▸ Written instruction:
Exactly repeat the material, dropping only the pictures.

▸ Collected material:
* BEGIN *

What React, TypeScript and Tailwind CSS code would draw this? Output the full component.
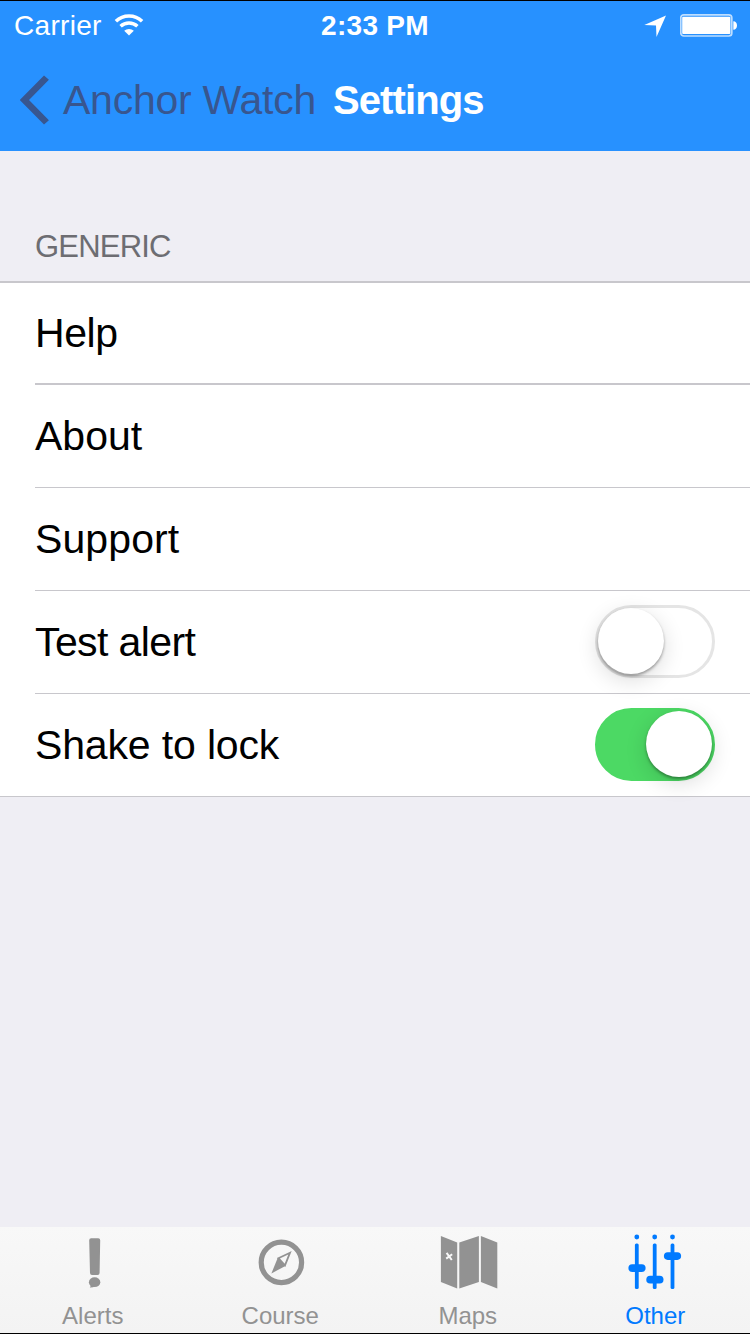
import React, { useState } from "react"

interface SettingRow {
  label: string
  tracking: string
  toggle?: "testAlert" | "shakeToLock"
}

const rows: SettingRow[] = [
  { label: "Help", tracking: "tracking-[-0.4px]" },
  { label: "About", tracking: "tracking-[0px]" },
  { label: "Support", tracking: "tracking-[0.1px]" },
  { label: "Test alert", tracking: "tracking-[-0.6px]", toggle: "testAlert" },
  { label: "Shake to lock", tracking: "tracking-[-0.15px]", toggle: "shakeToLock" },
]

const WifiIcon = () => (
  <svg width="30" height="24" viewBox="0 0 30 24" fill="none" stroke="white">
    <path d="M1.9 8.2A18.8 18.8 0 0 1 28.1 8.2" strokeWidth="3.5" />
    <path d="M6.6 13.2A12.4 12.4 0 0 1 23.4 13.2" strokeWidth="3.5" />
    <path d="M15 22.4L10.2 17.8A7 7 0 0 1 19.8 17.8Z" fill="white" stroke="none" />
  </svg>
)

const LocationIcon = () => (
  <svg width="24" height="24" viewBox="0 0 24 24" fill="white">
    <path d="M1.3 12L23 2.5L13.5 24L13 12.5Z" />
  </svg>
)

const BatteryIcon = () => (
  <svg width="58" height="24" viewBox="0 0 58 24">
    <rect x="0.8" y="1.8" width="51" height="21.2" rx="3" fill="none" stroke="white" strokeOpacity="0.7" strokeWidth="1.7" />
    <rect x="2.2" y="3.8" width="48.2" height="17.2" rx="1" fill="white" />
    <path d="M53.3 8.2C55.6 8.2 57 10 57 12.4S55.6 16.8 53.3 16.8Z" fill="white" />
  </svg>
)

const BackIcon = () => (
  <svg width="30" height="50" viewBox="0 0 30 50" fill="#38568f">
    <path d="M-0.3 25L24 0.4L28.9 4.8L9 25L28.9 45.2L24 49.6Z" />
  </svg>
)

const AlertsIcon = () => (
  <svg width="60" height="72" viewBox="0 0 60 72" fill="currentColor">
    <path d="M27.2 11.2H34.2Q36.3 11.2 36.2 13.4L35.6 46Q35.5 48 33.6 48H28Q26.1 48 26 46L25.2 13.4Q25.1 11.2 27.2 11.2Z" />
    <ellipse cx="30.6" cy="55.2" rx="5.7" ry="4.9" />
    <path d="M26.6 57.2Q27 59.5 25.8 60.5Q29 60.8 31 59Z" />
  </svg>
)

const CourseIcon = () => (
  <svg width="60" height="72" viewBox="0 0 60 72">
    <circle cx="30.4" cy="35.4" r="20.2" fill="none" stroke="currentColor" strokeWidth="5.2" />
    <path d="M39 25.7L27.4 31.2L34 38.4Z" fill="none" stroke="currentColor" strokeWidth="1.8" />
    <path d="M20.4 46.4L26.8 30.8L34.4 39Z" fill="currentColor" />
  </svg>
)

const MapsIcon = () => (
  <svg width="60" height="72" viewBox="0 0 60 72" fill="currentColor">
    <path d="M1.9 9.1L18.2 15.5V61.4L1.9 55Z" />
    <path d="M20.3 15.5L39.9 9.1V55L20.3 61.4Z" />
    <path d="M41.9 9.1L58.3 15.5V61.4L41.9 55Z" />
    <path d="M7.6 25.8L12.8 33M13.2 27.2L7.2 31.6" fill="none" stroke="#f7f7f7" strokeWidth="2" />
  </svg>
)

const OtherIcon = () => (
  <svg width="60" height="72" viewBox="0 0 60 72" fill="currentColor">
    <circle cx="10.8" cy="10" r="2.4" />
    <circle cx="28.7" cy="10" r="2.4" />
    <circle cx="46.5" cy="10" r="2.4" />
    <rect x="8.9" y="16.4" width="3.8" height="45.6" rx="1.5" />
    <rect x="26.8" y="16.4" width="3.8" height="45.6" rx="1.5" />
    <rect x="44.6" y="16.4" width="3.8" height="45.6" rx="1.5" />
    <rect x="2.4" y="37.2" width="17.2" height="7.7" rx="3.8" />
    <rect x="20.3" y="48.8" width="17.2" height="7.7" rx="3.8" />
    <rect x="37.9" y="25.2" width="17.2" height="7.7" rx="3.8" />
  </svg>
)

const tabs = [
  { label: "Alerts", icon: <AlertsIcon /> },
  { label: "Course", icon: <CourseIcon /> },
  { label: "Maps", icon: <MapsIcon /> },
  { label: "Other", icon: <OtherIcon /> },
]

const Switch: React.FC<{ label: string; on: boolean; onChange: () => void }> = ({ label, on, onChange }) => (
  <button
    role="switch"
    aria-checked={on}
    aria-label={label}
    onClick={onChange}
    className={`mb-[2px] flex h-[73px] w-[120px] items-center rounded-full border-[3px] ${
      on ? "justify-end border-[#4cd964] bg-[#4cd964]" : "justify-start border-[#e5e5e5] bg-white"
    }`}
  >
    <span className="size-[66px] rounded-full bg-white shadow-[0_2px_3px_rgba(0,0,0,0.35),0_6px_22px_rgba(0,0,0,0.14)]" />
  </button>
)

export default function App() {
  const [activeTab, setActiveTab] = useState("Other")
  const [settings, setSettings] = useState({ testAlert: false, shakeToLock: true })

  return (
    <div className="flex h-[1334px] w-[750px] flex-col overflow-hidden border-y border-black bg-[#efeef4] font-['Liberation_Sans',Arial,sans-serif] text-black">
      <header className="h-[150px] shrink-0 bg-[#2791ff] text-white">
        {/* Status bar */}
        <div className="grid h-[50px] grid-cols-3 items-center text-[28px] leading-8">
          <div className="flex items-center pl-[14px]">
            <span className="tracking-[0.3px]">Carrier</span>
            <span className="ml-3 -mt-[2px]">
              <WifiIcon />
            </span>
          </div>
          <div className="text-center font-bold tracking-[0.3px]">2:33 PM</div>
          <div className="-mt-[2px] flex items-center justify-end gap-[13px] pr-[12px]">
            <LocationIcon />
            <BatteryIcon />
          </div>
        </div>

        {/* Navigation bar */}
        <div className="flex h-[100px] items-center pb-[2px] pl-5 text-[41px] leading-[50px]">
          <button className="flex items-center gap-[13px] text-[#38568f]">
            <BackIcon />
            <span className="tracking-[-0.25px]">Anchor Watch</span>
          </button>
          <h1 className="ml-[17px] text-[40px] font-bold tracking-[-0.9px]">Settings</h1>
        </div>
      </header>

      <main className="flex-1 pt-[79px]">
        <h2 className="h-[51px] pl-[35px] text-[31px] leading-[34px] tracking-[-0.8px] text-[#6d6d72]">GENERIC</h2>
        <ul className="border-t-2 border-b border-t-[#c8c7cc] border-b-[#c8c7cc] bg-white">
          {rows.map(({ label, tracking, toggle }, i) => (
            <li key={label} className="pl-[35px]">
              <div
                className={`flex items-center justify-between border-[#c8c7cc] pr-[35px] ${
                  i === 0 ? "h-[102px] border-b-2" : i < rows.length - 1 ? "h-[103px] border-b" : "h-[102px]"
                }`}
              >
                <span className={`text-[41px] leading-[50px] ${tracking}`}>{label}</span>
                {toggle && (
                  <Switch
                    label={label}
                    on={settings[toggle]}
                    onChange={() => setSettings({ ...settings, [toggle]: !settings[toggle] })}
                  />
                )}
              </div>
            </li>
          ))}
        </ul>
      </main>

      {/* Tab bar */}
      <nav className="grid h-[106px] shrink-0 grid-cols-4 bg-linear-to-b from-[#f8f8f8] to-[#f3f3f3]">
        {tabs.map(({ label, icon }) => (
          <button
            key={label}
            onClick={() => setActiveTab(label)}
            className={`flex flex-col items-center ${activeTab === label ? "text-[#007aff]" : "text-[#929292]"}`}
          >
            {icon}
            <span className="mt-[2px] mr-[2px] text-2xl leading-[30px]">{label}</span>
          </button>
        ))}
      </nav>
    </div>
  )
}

* END *

▸ Task answer:
What React, TypeScript and Tailwind CSS code would draw this? Output the full component.
import React, { useState } from "react"

interface SettingRow {
  label: string
  tracking: string
  toggle?: "testAlert" | "shakeToLock"
}

const rows: SettingRow[] = [
  { label: "Help", tracking: "tracking-[-0.4px]" },
  { label: "About", tracking: "tracking-[0px]" },
  { label: "Support", tracking: "tracking-[0.1px]" },
  { label: "Test alert", tracking: "tracking-[-0.6px]", toggle: "testAlert" },
  { label: "Shake to lock", tracking: "tracking-[-0.15px]", toggle: "shakeToLock" },
]

const WifiIcon = () => (
  <svg width="30" height="24" viewBox="0 0 30 24" fill="none" stroke="white">
    <path d="M1.9 8.2A18.8 18.8 0 0 1 28.1 8.2" strokeWidth="3.5" />
    <path d="M6.6 13.2A12.4 12.4 0 0 1 23.4 13.2" strokeWidth="3.5" />
    <path d="M15 22.4L10.2 17.8A7 7 0 0 1 19.8 17.8Z" fill="white" stroke="none" />
  </svg>
)

const LocationIcon = () => (
  <svg width="24" height="24" viewBox="0 0 24 24" fill="white">
    <path d="M1.3 12L23 2.5L13.5 24L13 12.5Z" />
  </svg>
)

const BatteryIcon = () => (
  <svg width="58" height="24" viewBox="0 0 58 24">
    <rect x="0.8" y="1.8" width="51" height="21.2" rx="3" fill="none" stroke="white" strokeOpacity="0.7" strokeWidth="1.7" />
    <rect x="2.2" y="3.8" width="48.2" height="17.2" rx="1" fill="white" />
    <path d="M53.3 8.2C55.6 8.2 57 10 57 12.4S55.6 16.8 53.3 16.8Z" fill="white" />
  </svg>
)

const BackIcon = () => (
  <svg width="30" height="50" viewBox="0 0 30 50" fill="#38568f">
    <path d="M-0.3 25L24 0.4L28.9 4.8L9 25L28.9 45.2L24 49.6Z" />
  </svg>
)

const AlertsIcon = () => (
  <svg width="60" height="72" viewBox="0 0 60 72" fill="currentColor">
    <path d="M27.2 11.2H34.2Q36.3 11.2 36.2 13.4L35.6 46Q35.5 48 33.6 48H28Q26.1 48 26 46L25.2 13.4Q25.1 11.2 27.2 11.2Z" />
    <ellipse cx="30.6" cy="55.2" rx="5.7" ry="4.9" />
    <path d="M26.6 57.2Q27 59.5 25.8 60.5Q29 60.8 31 59Z" />
  </svg>
)

const CourseIcon = () => (
  <svg width="60" height="72" viewBox="0 0 60 72">
    <circle cx="30.4" cy="35.4" r="20.2" fill="none" stroke="currentColor" strokeWidth="5.2" />
    <path d="M39 25.7L27.4 31.2L34 38.4Z" fill="none" stroke="currentColor" strokeWidth="1.8" />
    <path d="M20.4 46.4L26.8 30.8L34.4 39Z" fill="currentColor" />
  </svg>
)

const MapsIcon = () => (
  <svg width="60" height="72" viewBox="0 0 60 72" fill="currentColor">
    <path d="M1.9 9.1L18.2 15.5V61.4L1.9 55Z" />
    <path d="M20.3 15.5L39.9 9.1V55L20.3 61.4Z" />
    <path d="M41.9 9.1L58.3 15.5V61.4L41.9 55Z" />
    <path d="M7.6 25.8L12.8 33M13.2 27.2L7.2 31.6" fill="none" stroke="#f7f7f7" strokeWidth="2" />
  </svg>
)

const OtherIcon = () => (
  <svg width="60" height="72" viewBox="0 0 60 72" fill="currentColor">
    <circle cx="10.8" cy="10" r="2.4" />
    <circle cx="28.7" cy="10" r="2.4" />
    <circle cx="46.5" cy="10" r="2.4" />
    <rect x="8.9" y="16.4" width="3.8" height="45.6" rx="1.5" />
    <rect x="26.8" y="16.4" width="3.8" height="45.6" rx="1.5" />
    <rect x="44.6" y="16.4" width="3.8" height="45.6" rx="1.5" />
    <rect x="2.4" y="37.2" width="17.2" height="7.7" rx="3.8" />
    <rect x="20.3" y="48.8" width="17.2" height="7.7" rx="3.8" />
    <rect x="37.9" y="25.2" width="17.2" height="7.7" rx="3.8" />
  </svg>
)

const tabs = [
  { label: "Alerts", icon: <AlertsIcon /> },
  { label: "Course", icon: <CourseIcon /> },
  { label: "Maps", icon: <MapsIcon /> },
  { label: "Other", icon: <OtherIcon /> },
]

const Switch: React.FC<{ label: string; on: boolean; onChange: () => void }> = ({ label, on, onChange }) => (
  <button
    role="switch"
    aria-checked={on}
    aria-label={label}
    onClick={onChange}
    className={`mb-[2px] flex h-[73px] w-[120px] items-center rounded-full border-[3px] ${
      on ? "justify-end border-[#4cd964] bg-[#4cd964]" : "justify-start border-[#e5e5e5] bg-white"
    }`}
  >
    <span className="size-[66px] rounded-full bg-white shadow-[0_2px_3px_rgba(0,0,0,0.35),0_6px_22px_rgba(0,0,0,0.14)]" />
  </button>
)

export default function App() {
  const [activeTab, setActiveTab] = useState("Other")
  const [settings, setSettings] = useState({ testAlert: false, shakeToLock: true })

  return (
    <div className="flex h-[1334px] w-[750px] flex-col overflow-hidden border-y border-black bg-[#efeef4] font-['Liberation_Sans',Arial,sans-serif] text-black">
      <header className="h-[150px] shrink-0 bg-[#2791ff] text-white">
        {/* Status bar */}
        <div className="grid h-[50px] grid-cols-3 items-center text-[28px] leading-8">
          <div className="flex items-center pl-[14px]">
            <span className="tracking-[0.3px]">Carrier</span>
            <span className="ml-3 -mt-[2px]">
              <WifiIcon />
            </span>
          </div>
          <div className="text-center font-bold tracking-[0.3px]">2:33 PM</div>
          <div className="-mt-[2px] flex items-center justify-end gap-[13px] pr-[12px]">
            <LocationIcon />
            <BatteryIcon />
          </div>
        </div>

        {/* Navigation bar */}
        <div className="flex h-[100px] items-center pb-[2px] pl-5 text-[41px] leading-[50px]">
          <button className="flex items-center gap-[13px] text-[#38568f]">
            <BackIcon />
            <span className="tracking-[-0.25px]">Anchor Watch</span>
          </button>
          <h1 className="ml-[17px] text-[40px] font-bold tracking-[-0.9px]">Settings</h1>
        </div>
      </header>

      <main className="flex-1 pt-[79px]">
        <h2 className="h-[51px] pl-[35px] text-[31px] leading-[34px] tracking-[-0.8px] text-[#6d6d72]">GENERIC</h2>
        <ul className="border-t-2 border-b border-t-[#c8c7cc] border-b-[#c8c7cc] bg-white">
          {rows.map(({ label, tracking, toggle }, i) => (
            <li key={label} className="pl-[35px]">
              <div
                className={`flex items-center justify-between border-[#c8c7cc] pr-[35px] ${
                  i === 0 ? "h-[102px] border-b-2" : i < rows.length - 1 ? "h-[103px] border-b" : "h-[102px]"
                }`}
              >
                <span className={`text-[41px] leading-[50px] ${tracking}`}>{label}</span>
                {toggle && (
                  <Switch
                    label={label}
                    on={settings[toggle]}
                    onChange={() => setSettings({ ...settings, [toggle]: !settings[toggle] })}
                  />
                )}
              </div>
            </li>
          ))}
        </ul>
      </main>

      {/* Tab bar */}
      <nav className="grid h-[106px] shrink-0 grid-cols-4 bg-linear-to-b from-[#f8f8f8] to-[#f3f3f3]">
        {tabs.map(({ label, icon }) => (
          <button
            key={label}
            onClick={() => setActiveTab(label)}
            className={`flex flex-col items-center ${activeTab === label ? "text-[#007aff]" : "text-[#929292]"}`}
          >
            {icon}
            <span className="mt-[2px] mr-[2px] text-2xl leading-[30px]">{label}</span>
          </button>
        ))}
      </nav>
    </div>
  )
}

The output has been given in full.